Erweiterte Gruppenrichtlinien bieten Administratoren die Möglichkeit, die Anwendung von Richtlinien gezielt zu steuern und komplexe Szenarien zu verwalten. Zwei zentrale Konzepte sind dabei GPO-Verknüpfungen und Vererbung sowie die Nutzung von WMI-Filtern und Sicherheitsfilterung.

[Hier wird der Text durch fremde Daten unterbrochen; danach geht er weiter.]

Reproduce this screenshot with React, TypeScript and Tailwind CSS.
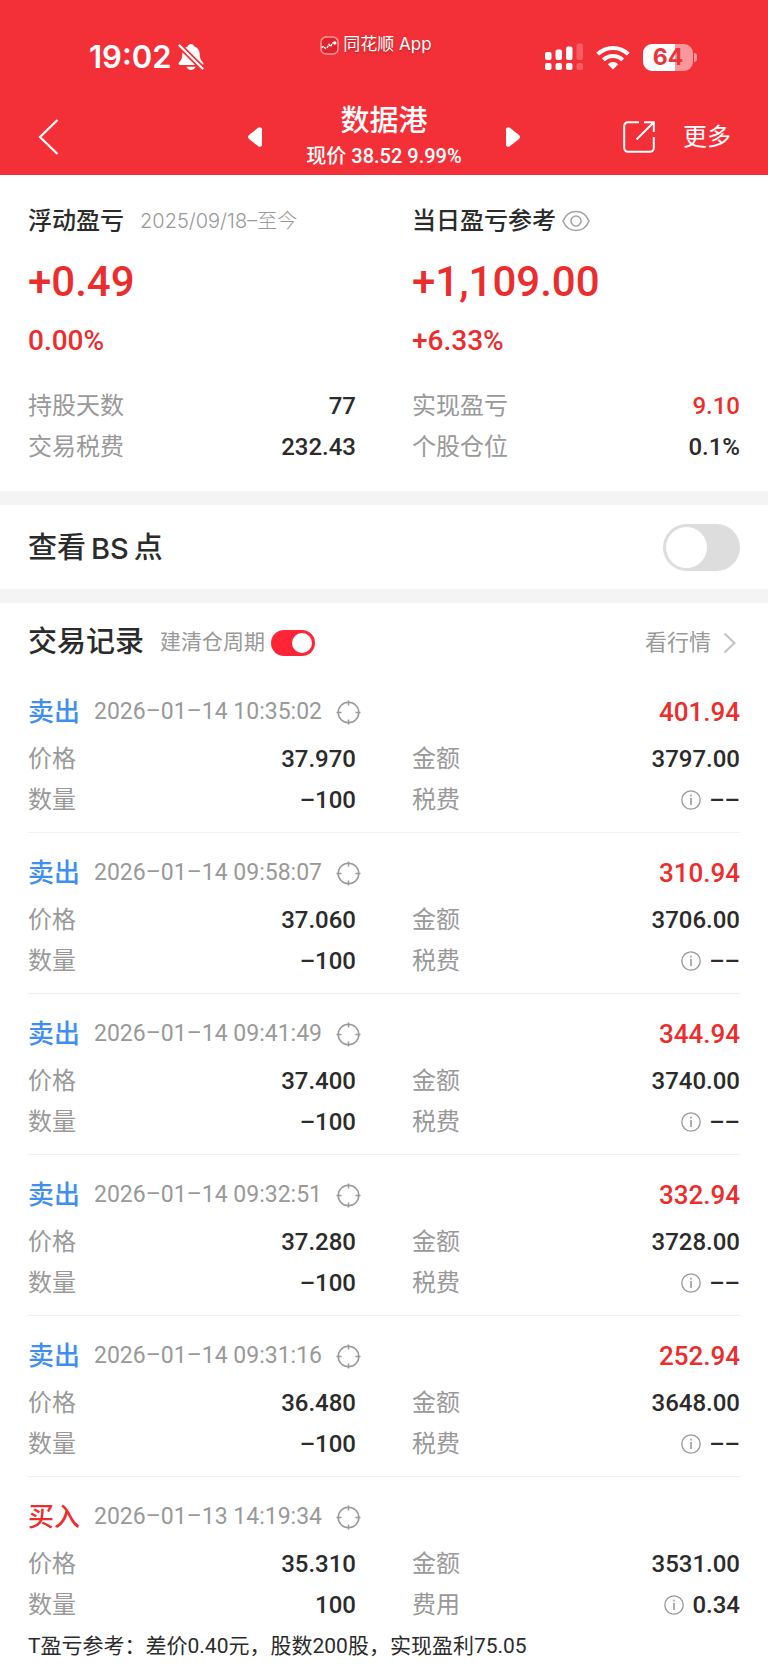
import { useState } from "react";

type Trade = {
  side: "sell" | "buy";
  time: string;
  profit?: string;
  price: string;
  qty: string;
  amount: string;
  feeLabel: string;
  fee: string;
};

const trades: Trade[] = [
  { side: "sell", time: "2026–01–14 10:35:02", profit: "401.94", price: "37.970", qty: "–100", amount: "3797.00", feeLabel: "税费", fee: "––" },
  { side: "sell", time: "2026–01–14 09:58:07", profit: "310.94", price: "37.060", qty: "–100", amount: "3706.00", feeLabel: "税费", fee: "––" },
  { side: "sell", time: "2026–01–14 09:41:49", profit: "344.94", price: "37.400", qty: "–100", amount: "3740.00", feeLabel: "税费", fee: "––" },
  { side: "sell", time: "2026–01–14 09:32:51", profit: "332.94", price: "37.280", qty: "–100", amount: "3728.00", feeLabel: "税费", fee: "––" },
  { side: "sell", time: "2026–01–14 09:31:16", profit: "252.94", price: "36.480", qty: "–100", amount: "3648.00", feeLabel: "税费", fee: "––" },
  { side: "buy", time: "2026–01–13 14:19:34", price: "35.310", qty: "100", amount: "3531.00", feeLabel: "费用", fee: "0.34" },
];

function BellOffIcon() {
  return (
    <svg width="26" height="28" viewBox="0 0 26 28" fill="none">
      <path d="M13 1c-1.600 0-2.700 1-3 2.200C6.200 4.400 4.300 7.300 4.300 11c0 4-.9 6-3.300 8.400-.8 1-.3 2.600 1.100 2.600h21.800c1.400 0 1.900-1.600 1.100-2.600-2.400-2.400-3.300-4.400-3.300-8.400 0-3.700-1.900-6.600-5.700-7.800C15.700 2 14.600 1 13 1z" fill="#fff" />
      <path d="M8.500 23.800h9c-.5 2-2.300 3.200-4.500 3.200s-4-1.200-4.500-3.200z" fill="#fff" />
      <path d="M0 1l26 26" stroke="#f33038" strokeWidth="5.500" />
      <path d="M1.500 2.500l23 23" stroke="#fff" strokeWidth="2.200" strokeLinecap="round" />
    </svg>
  );
}

function SignalIcon() {
  return (
    <svg width="38" height="28" viewBox="0 0 38 28" fill="#fff">
      <rect x="0" y="9" width="6.500" height="8" rx="2" />
      <rect x="10.500" y="6.500" width="6.500" height="10.500" rx="2" />
      <rect x="21" y="3.500" width="6.500" height="13.500" rx="2" />
      <rect x="31.500" y="0.500" width="6.500" height="16.500" rx="2" opacity=".22" />
      <rect x="0" y="20" width="6.500" height="7" rx="2" />
      <rect x="10.500" y="20" width="6.500" height="7" rx="2" />
      <rect x="21" y="20" width="6.500" height="7" rx="2" />
      <rect x="31.500" y="20" width="6.500" height="7" rx="2" opacity=".22" />
    </svg>
  );
}

function WifiIcon() {
  return (
    <svg width="34" height="25" viewBox="0 0 34 25" fill="none" stroke="#fff" strokeWidth="4">
      <path d="M1.700 9.200a21.800 21.800 0 0 1 30.600 0" />
      <path d="M7.300 14.900a13.800 13.800 0 0 1 19.400 0" />
      <path d="M17 24.500l-5.200-5.300a7.400 7.400 0 0 1 10.400 0z" fill="#fff" stroke="none" />
    </svg>
  );
}

function Battery() {
  return (
    <div className="flex items-center gap-px">
      <div className="flex h-[27px] w-[50px] items-center justify-center rounded-[9px] bg-linear-to-r from-white from-64% to-[#f9979b] to-64% font-[Inter,sans-serif] text-[23px] font-bold text-[#e9363d]">
        64
      </div>
      <div className="h-[9px] w-[3px] rounded-r-full bg-[#f9979b]" />
    </div>
  );
}

function AppBadgeIcon() {
  return (
    <svg width="19" height="19" viewBox="0 0 19 19" fill="none">
      <rect x="1" y="1" width="17" height="17" rx="5" fill="#e1222c" stroke="#f8979b" strokeWidth="1.500" />
      <path d="M1.500 11.500l2-1 2 2 2-1.500 1.500-2.500 1.500 2L12 8l1.500-1.500" stroke="#fff" strokeWidth="1.400" strokeDasharray="2.500 .8" />
      <circle cx="14.800" cy="7" r="1.700" fill="#fff" />
    </svg>
  );
}

function TargetIcon() {
  return (
    <svg width="25" height="25" viewBox="0 0 25 25" fill="none" stroke="#999" strokeWidth="1.500">
      <circle cx="12.500" cy="12.500" r="10.300" />
      <path d="M12.500 0.500v5M12.500 19.500v5M0.500 12.500h5M19.500 12.500h5" />
    </svg>
  );
}

function InfoIcon() {
  return (
    <svg width="20" height="20" viewBox="0 0 20 20" fill="none" stroke="#999" strokeWidth="1.300">
      <circle cx="10" cy="10" r="9.200" />
      <path d="M10 8v7" strokeWidth="1.600" />
      <path d="M10 4.800v1.800" strokeWidth="1.600" />
    </svg>
  );
}

function EyeIcon() {
  return (
    <svg width="28" height="22" viewBox="0 0 28 22" fill="none" stroke="#a3a3a3" strokeWidth="1.600">
      <path d="M1 11C3.500 5 8.300 1.500 14 1.500S24.500 5 27 11c-2.500 6-7.300 9.500-13 9.500S3.500 17 1 11z" />
      <circle cx="14" cy="11" r="5" />
    </svg>
  );
}

function Row({ label, value, red, info }: { label: string; value: string; red?: boolean; info?: boolean }) {
  return (
    <div className="flex h-[41px] items-center justify-between">
      <dt className="text-[#999]">{label}</dt>
      <dd className={red ? "font-medium text-[#eb2d2d]" : "flex items-center gap-2 font-medium text-[#2b2b2b]"}>
        {info && <InfoIcon />}
        {value}
      </dd>
    </div>
  );
}

function TradeItem({ trade }: { trade: Trade }) {
  return (
    <li className="border-b border-[#f0f0f0] pt-[14px] pb-3 last:border-b-0 last:pb-0">
      <div className="flex h-[52px] items-center">
        <span className={trade.side === "sell" ? "text-[26px] font-medium text-[#3f8ff0]" : "text-[26px] font-medium text-[#eb2d2d]"}>
          {trade.side === "sell" ? "卖出" : "买入"}
        </span>
        <time className="ml-[14px] text-[23px] text-[#999]">{trade.time}</time>
        <button type="button" aria-label="定位" className="ml-[14px]">
          <TargetIcon />
        </button>
        {trade.profit && <span className="ml-auto text-[26px] font-medium text-[#eb2d2d]">{trade.profit}</span>}
      </div>
      <dl className="grid grid-cols-2 gap-x-14 text-2xl">
        <Row label="价格" value={trade.price} />
        <Row label="金额" value={trade.amount} />
        <Row label="数量" value={trade.qty} />
        <Row label={trade.feeLabel} value={trade.fee} info />
      </dl>
    </li>
  );
}

export default function App() {
  const [showBs, setShowBs] = useState(false);
  const [cycle, setCycle] = useState(true);

  return (
    <div className="min-h-screen bg-white font-[Roboto,'Noto_Sans_CJK_SC',sans-serif] text-[#2b2b2b]">
      <header className="bg-[#f33038] pb-[3px] text-white">
        {/* status bar */}
        <div className="grid h-[102px] grid-cols-[1fr_auto_1fr] items-start px-[71px] pt-9">
          <div className="flex h-[42px] items-center gap-[6px] pl-[18px] font-[Inter,sans-serif] text-[31px] font-semibold">
            19:02
            <BellOffIcon />
          </div>
          <div className="mr-4 flex h-[18px] items-center gap-1 font-[Inter,'Noto_Sans_CJK_SC',sans-serif] text-[17px] text-shadow-md">
            <AppBadgeIcon />
            <span>同花顺 App</span>
          </div>
          <div className="flex h-[42px] items-center justify-end gap-[13px]">
            <SignalIcon />
            <WifiIcon />
            <Battery />
          </div>
        </div>

        {/* nav bar */}
        <div className="grid h-[70px] grid-cols-[1fr_272px_1fr] items-center px-[37px]">
          <button type="button" aria-label="返回" className="justify-self-start">
            <svg width="22" height="38" viewBox="0 0 22 38" fill="none" stroke="#fff" strokeWidth="2.200">
              <path d="M20.500 2L3 19l17.500 17" />
            </svg>
          </button>
          <div className="flex items-center justify-between">
            <button type="button" aria-label="上一只">
              <svg width="14" height="20" viewBox="0 0 14 20" fill="#fff">
                <path d="M10.500 .6L1 8c-1.300 1.100-1.300 2.900 0 4l9.500 7.400c1.600 1.100 3.500.2 3.500-1.800V2.400c0-2-1.900-2.900-3.500-1.800z" />
              </svg>
            </button>
            <div className="text-center">
              <h1 className="text-[29px] leading-[38px] font-medium">数据港</h1>
              <p className="text-xl leading-8 font-medium">现价 38.52 9.99%</p>
            </div>
            <button type="button" aria-label="下一只">
              <svg width="14" height="20" viewBox="0 0 14 20" fill="#fff">
                <path d="M3.500 .6L13 8c1.300 1.100 1.300 2.900 0 4l-9.500 7.400C1.900 20.500 0 19.600 0 17.600V2.400C0 .4 1.900-.5 3.500.6z" />
              </svg>
            </button>
          </div>
          <div className="flex items-center justify-end gap-7">
            <button type="button" aria-label="分享">
              <svg width="32" height="32" viewBox="0 0 32 32" fill="none" stroke="#fff" strokeWidth="2">
                <path d="M16 1.200H5a3.800 3.800 0 0 0-3.800 3.800v22A3.800 3.800 0 0 0 5 30.800h22a3.800 3.800 0 0 0 3.800-3.800V16" />
                <path d="M21 1.200h9.800V11M30.500 1.500L13.500 18.500" />
              </svg>
            </button>
            <button type="button" className="text-2xl">更多</button>
          </div>
        </div>
      </header>

      <main>
        <section className="grid grid-cols-2 gap-x-14 px-7 pt-[26px] pb-6">
          <div>
            <div className="flex h-10 items-center gap-4">
              <h2 className="text-2xl font-medium">浮动盈亏</h2>
              <span className="font-[Inter,'Noto_Sans_CJK_SC',sans-serif] text-xl font-light text-[#999]">2025/09/18–至今</span>
            </div>
            <p className="flex h-20 items-center text-[42px] font-medium text-[#eb2d2d]">+0.49</p>
            <p className="flex h-10 items-center text-[28px] font-medium text-[#eb2d2d]">0.00%</p>
            <dl className="mt-6 text-2xl">
              <Row label="持股天数" value="77" />
              <Row label="交易税费" value="232.43" />
            </dl>
          </div>
          <div>
            <div className="flex h-10 items-center gap-[6px]">
              <h2 className="text-2xl font-medium">当日盈亏参考</h2>
              <button type="button" aria-label="隐藏金额">
                <EyeIcon />
              </button>
            </div>
            <p className="flex h-20 items-center text-[42px] font-medium text-[#eb2d2d]">+1,109.00</p>
            <p className="flex h-10 items-center text-[28px] font-medium text-[#eb2d2d]">+6.33%</p>
            <dl className="mt-6 text-2xl">
              <Row label="实现盈亏" value="9.10" red />
              <Row label="个股仓位" value="0.1%" />
            </dl>
          </div>
        </section>

        <section className="flex h-[112px] items-center justify-between border-y-[14px] border-[#f4f4f4] px-7">
          <label htmlFor="bs" className="flex items-center gap-[5px] pt-1 text-[29px] font-medium">
            查看
            <span className="font-[Inter,sans-serif]">BS</span>
            点
          </label>
          <input
            id="bs"
            type="checkbox"
            role="switch"
            checked={showBs}
            onChange={(e) => setShowBs(e.target.checked)}
            className="h-[47px] w-[77px] appearance-none rounded-full bg-[#ddd] p-[3px] before:block before:size-[41px] before:rounded-full before:bg-white checked:bg-[#ff2436] checked:before:translate-x-[30px]"
          />
        </section>

        <section className="px-7 pb-5">
          <div className="flex h-[69px] items-center pt-[10px]">
            <h2 className="text-[29px] font-medium">交易记录</h2>
            <label htmlFor="cycle" className="ml-4 text-[21px] text-[#999]">建清仓周期</label>
            <input
              id="cycle"
              type="checkbox"
              role="switch"
              checked={cycle}
              onChange={(e) => setCycle(e.target.checked)}
              className="ml-[6px] h-[26px] w-11 appearance-none rounded-full bg-[#ddd] p-[3px] before:block before:size-5 before:rounded-full before:bg-white checked:bg-[#ff2436] checked:before:translate-x-[18px]"
            />
            <a href="#quote" className="ml-auto flex items-center gap-3 pr-1 text-[22px] text-[#999]">
              看行情
              <svg width="13" height="22" viewBox="0 0 13 22" fill="none" stroke="#c4c4c4" strokeWidth="2">
                <path d="M1.500 1.500L11.500 11l-10 9.500" />
              </svg>
            </a>
          </div>

          <ul>
            {trades.map((trade) => (
              <TradeItem key={trade.time} trade={trade} />
            ))}
          </ul>

          <p className="text-[21px] leading-[42px]">
            T盈亏参考：差价0.40元，股数200股，实现盈利75.05
          </p>
        </section>
      </main>
    </div>
  );
}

1. GPO-Verknüpfungen und Vererbung

a) GPO-Verknüpfungen:

  • Ein Gruppenrichtlinienobjekt (GPO) wird nicht direkt auf Benutzer oder Computer angewendet, sondern mit einer Active Directory-Struktur verknüpft:
    • Standorte: GPOs gelten für alle Benutzer und Computer in einem geografischen Standort.
    • Domänen: GPOs gelten für alle Benutzer und Computer in der gesamten Domäne.
    • Organisationseinheiten (OUs): GPOs gelten für Benutzer und Computer in einer spezifischen OU.
  • Verknüpfung erstellen:
    • Öffne die „Gruppenrichtlinienverwaltung“.
    • Rechtsklicke auf eine Domäne oder OU und wähle „Vorhandenes Gruppenrichtlinienobjekt verknüpfen“.
    • Wähle das gewünschte GPO aus der Liste aus.

b) Vererbung:

  • Standardverhalten:
    • GPOs werden standardmäßig von übergeordneten Objekten (z. B. Domäne) an untergeordnete Objekte (z. B. OUs) vererbt.
  • Vererbung blockieren:
    • Rechtsklicke auf eine OU und wähle „Vererbung blockieren“, um GPOs von übergeordneten Objekten zu ignorieren.
    • Hinweis: GPOs, die „erzwingen“ aktiviert haben, überschreiben diese Blockierung.
  • GPO erzwingen:
    • Rechtsklicke auf ein GPO und wähle „Erzwingen“, um sicherzustellen, dass es Vorrang vor anderen GPOs hat.
    • Dies stellt sicher, dass das GPO auch bei blockierter Vererbung angewendet wird.

c) Priorität der GPOs:

  • Wenn mehrere GPOs auf dasselbe Objekt angewendet werden, entscheidet die Reihenfolge der Verknüpfung:
    • GPOs, die weiter unten in der Liste stehen, haben eine höhere Priorität.
    • Die Reihenfolge kann in der Gruppenrichtlinienverwaltung angepasst werden.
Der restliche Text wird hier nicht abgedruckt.